The same question formed in my mind after the monumental screw-up by Hawaii state officials one Saturday that caused anxious people even greater anxiety they did not need. Media made sure the world heard incessantly, for several news cycles, how panicked the population was over the message that a ballistic missile was on its way to Hawaii.

Many friends asked us how we reacted. We told them we laughed, believing the matter to be a hoax, a hack, or incompetence. No Chicken Littles at this address!

Later, we got angry, not just about the incompetence but also over the hysteria that led state officials to think that having a warning system at all was necessary. (That’s a different conversation.) People of a Certain Age remember living with a real nuclear threat, if our government was to be believed, one day in October 1962, one that would presage war and multiple exchanges of nuclear weapons with a country that had stockpiled thousands. So it is hard to get excited about the latest country trying to build a bomb to gain respect, to deter what it thinks are threats to its survival.

Once the anger subsided, that question popped up: what if? One friend declared that she would proceed to eat up all the chocolate in the house. Another said he would take a walk, preferring nuclear incineration over radiation poisoning. Still another would take a swim. No one mentioned “duck and cover,” the exercise we learned in 1962 which would have simply ordained which part of our anatomy would fry first.

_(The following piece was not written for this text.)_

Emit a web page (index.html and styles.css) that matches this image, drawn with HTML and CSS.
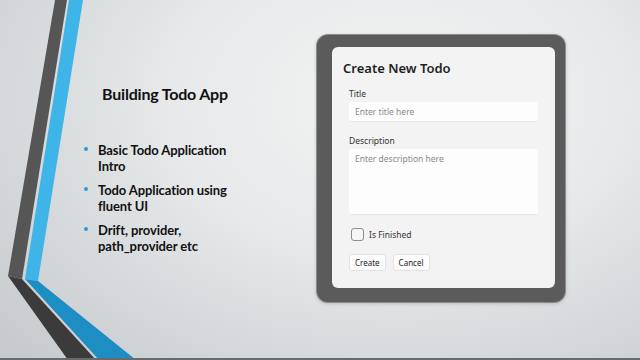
FILE: index.html
```html
<!DOCTYPE html>
<html lang="en">
  <head>
    <meta charset="utf-8">
    <title>Building Todo App</title>
    <link rel="stylesheet" href="styles.css">
  </head>
  <body>
    <section class="slide">
      <svg class="stripes" width="140" height="360" viewBox="0 0 140 360">
        <polygon points="55,0 67,0 22,279 8,276" fill="#565656"/>
        <polygon points="8,276 22,279 96,360 68,360" fill="#3b3b3b"/>
        <polygon points="69,0 83,0 38,281 25,279" fill="#3fb4e8"/>
        <polygon points="25,279 38,281 136,360 99,360" fill="#1c8ec3"/>
      </svg>

      <div class="intro">
        <h1>Building Todo App</h1>
        <ul>
          <li>Basic Todo Application Intro</li>
          <li>Todo Application using fluent UI</li>
          <li>Drift, provider, path_provider etc</li>
        </ul>
      </div>

      <div class="frame">
        <form class="dialog">
          <h2>Create New Todo</h2>
          <label class="field">
            <span>Title</span>
            <input type="text" placeholder="Enter title here">
          </label>
          <label class="field">
            <span>Description</span>
            <textarea placeholder="Enter description here"></textarea>
          </label>
          <label class="check">
            <input type="checkbox">
            <span>Is Finished</span>
          </label>
          <div class="actions">
            <button type="button">Create</button>
            <button type="button">Cancel</button>
          </div>
        </form>
      </div>
    </section>
  </body>
</html>
```

FILE: styles.css
```css
* {
  box-sizing: border-box;
  margin: 0;
  padding: 0;
}

body {
  width: 640px;
  height: 360px;
  overflow: hidden;
  background: #6a6a6a;
}

.slide {
  position: relative;
  display: flex;
  align-items: flex-start;
  width: 640px;
  height: 358px;
  background: radial-gradient(ellipse 520px 360px at 62% 28%, #f4f5f5 0%, #e6e8e9 45%, #c6cbce 100%);
  overflow: hidden;
}

.stripes {
  position: absolute;
  left: 0;
  top: 0;
}

/* slide text */

.intro {
  position: relative;
  width: 231px;
  margin: 84px 0 0 86px;
  font-family: Lato, "Open Sans", sans-serif;
  font-weight: 700;
  color: #111;
}

.intro h1 {
  font-size: 16px;
  font-weight: 700;
  margin-left: 16px;
  letter-spacing: -0.2px;
}

.intro ul {
  list-style: none;
  margin-top: 39px;
}

.intro li {
  position: relative;
  width: 150px;
  padding-left: 12px;
  font-size: 13px;
  line-height: 16px;
  margin-bottom: 8px;
  letter-spacing: -0.1px;
}

.intro li:before {
  content: '';
  position: absolute;
  left: -2px;
  top: 5px;
  width: 4px;
  height: 4px;
  border-radius: 50%;
  background: #2d9bd2;
}

/* dialog */

.frame {
  margin-top: 35px;
  width: 248px;
  height: 267px;
  padding: 12px 10px 14px 15px;
  background: #5b5b5b;
  border-radius: 11px;
  box-shadow: 0 0 0 1px #8c8c8c, 0 1px 4px rgba(0, 0, 0, 0.25);
}

.dialog {
  height: 100%;
  padding: 12px 17px 0 17px;
  background: #f3f3f3;
  border-radius: 6px;
  font-family: "Noto Sans", "Open Sans", sans-serif;
  color: #222;
}

.dialog h2 {
  font-size: 13px;
  font-weight: 600;
  line-height: 18px;
  margin-left: -6px;
  margin-bottom: 10px;
  color: #1f1f1f;
}

.field {
  display: block;
  margin-bottom: 12px;
}

.field span {
  display: block;
  font-size: 8.5px;
  line-height: 13px;
  margin-bottom: 2px;
  color: #333;
}

.field input,
.field textarea {
  display: block;
  width: 100%;
  border: 0;
  border-bottom: 1px solid #e6e6e6;
  border-radius: 2px;
  background: #fdfdfd;
  padding: 4px 6px;
  font-family: inherit;
  font-size: 8.5px;
  color: #333;
  resize: none;
  outline: none;
}

.field input {
  height: 20px;
}

.field textarea {
  height: 66px;
}

.field input::placeholder,
.field textarea::placeholder {
  color: #8a8a8a;
}

.check {
  display: flex;
  align-items: center;
  gap: 5px;
  margin-top: 13px;
  margin-left: 2px;
  font-size: 8.5px;
  color: #333;
}

.check input {
  appearance: none;
  width: 13px;
  height: 13px;
  border: 1px solid #8d8d8d;
  border-radius: 3px;
  background: #f6f6f6;
}

.actions {
  display: flex;
  gap: 7px;
  margin-top: 13px;
}

.actions button {
  height: 17px;
  padding: 0 5px;
  border: 1px solid #e2e2e2;
  border-radius: 3px;
  background: #fdfdfd;
  font-family: inherit;
  font-size: 8px;
  color: #222;
}
```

What if? That can be an unsettling question. It can also land one in political trouble if you give the wrong answer. Ask Michael Dukakis who responded intelligently but seemingly without passion in the 1988 presidential campaign to a hypothetical scenario involving his wife. In its work with young men during the days of the Vietnam War draft, the American Friends Service Committee counseled against answering that question, if it was posed to you by the Selective Service Administration.

How, they would say, can anyone answer with any degree of certainty how he or she would react if faced with a particular set of circumstances?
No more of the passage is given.